注意:spark只保证任务能申请到最小主存空间,不保证任务能申请到其需要的空间,当任务实际申请到的空间小于其需要空间时转移到上层进行处理
private[memory] def acquireMemory(
numBytes: Long,
taskAttemptId: Long,
maybeGrowPool: Long => Unit = (additionalSpaceNeeded: Long) => Unit,
computeMaxPoolSize: () => Long = () => poolSize): Long = lock.synchronized {
assert(numBytes > 0, s"invalid number of bytes requested: $numBytes")
if (!memoryForTask.contains(taskAttemptId)) {
memoryForTask(taskAttemptId) = 0L
// This will later cause waiting tasks to wake up and check numTasks again
lock.notifyAll()
}
while (true) {
val numActiveTasks = memoryForTask.keys.size
val curMem = memoryForTask(taskAttemptId)
maybeGrowPool(numBytes - memoryFree)
val maxPoolSize = computeMaxPoolSize()
val maxMemoryPerTask = maxPoolSize / numActiveTasks
val minMemoryPerTask = poolSize / (2 * numActiveTasks)
val maxToGrant = math.min(numBytes, math.max(0, maxMemoryPerTask - curMem))
val toGrant = math.min(maxToGrant, memoryFree)
if (toGrant < numBytes && curMem + toGrant < minMemoryPerTask) {
logInfo(s"TID $taskAttemptId waiting for at least 1/2N of $poolName pool to be free")
lock.wait()
} else {
memoryForTask(taskAttemptId) += toGrant
return toGrant
}
}
0L // Never reached
}
BlockManager在off-heap模式下cache时的内存使用
BlockManager中的doPutIterator方法控制block写入主存,在memoryMode=OFF_HEAP时,调用putIteratorAsBytes方法进行实际的写block操作,在该方法中block被序列化成字节数组,并通过UnifiedMemoryManager中的StorageMemoryPool进行内存空间管理。
改进方案
TaskMemoryManager提供的allocatePage和acquireExecutionMemory方法会使得我们申请的MemoryBlock被添加到TaskMemoryManager的维护列表(pageTable),同时还会在内存不够时将我们申请的空间spill到磁盘(尽管我们并不支持)。
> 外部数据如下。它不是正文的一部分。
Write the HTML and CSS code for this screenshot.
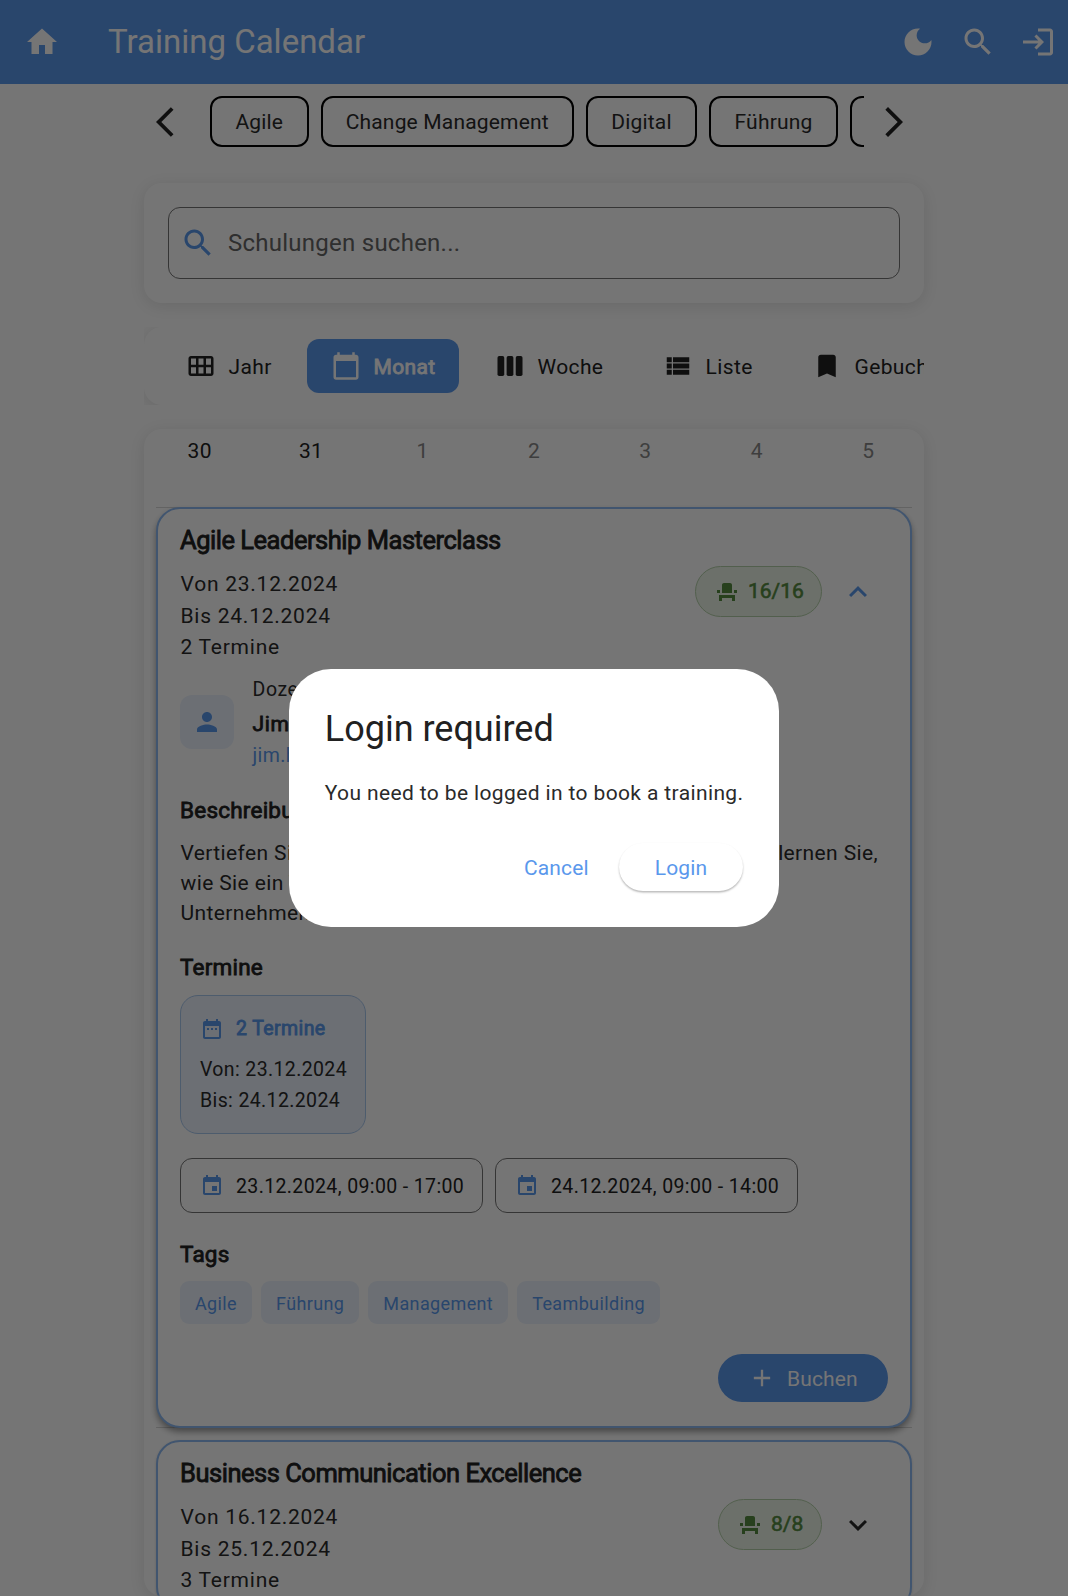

为了避免上述问题,同时我们又想让TaskMemoryManager记录我们所申请过的内存空间,我们可以针对UnsafeBuffer的需求在TaskMemoryManager中实现专用的allocateMemory方法和freeMemory方法,仅操作TaskMemoryManager中的memoryManager对象进行内存申请/释放记录。
注意事项:以往我们使用了tungsten管理器,但是未指定offHeap模式,所以一直是在堆内申请空间,但是我们使用UNSAFE申请的空间还是在堆外,意味着我们和spark的空间管理是不统一的。现在想要统一使用UnifiedMemoryManager同时管理spark和我们的内存,就需要开启spark.memory.offHeap.enabled,若未开启该参数则需禁用UnsafeUnfixedDecaMap
注意事项:on-heap模式下不能使用UnsafeUnfixedDecaMap,因为UnifiedMemoryManager不能同时管理堆外和堆内内存。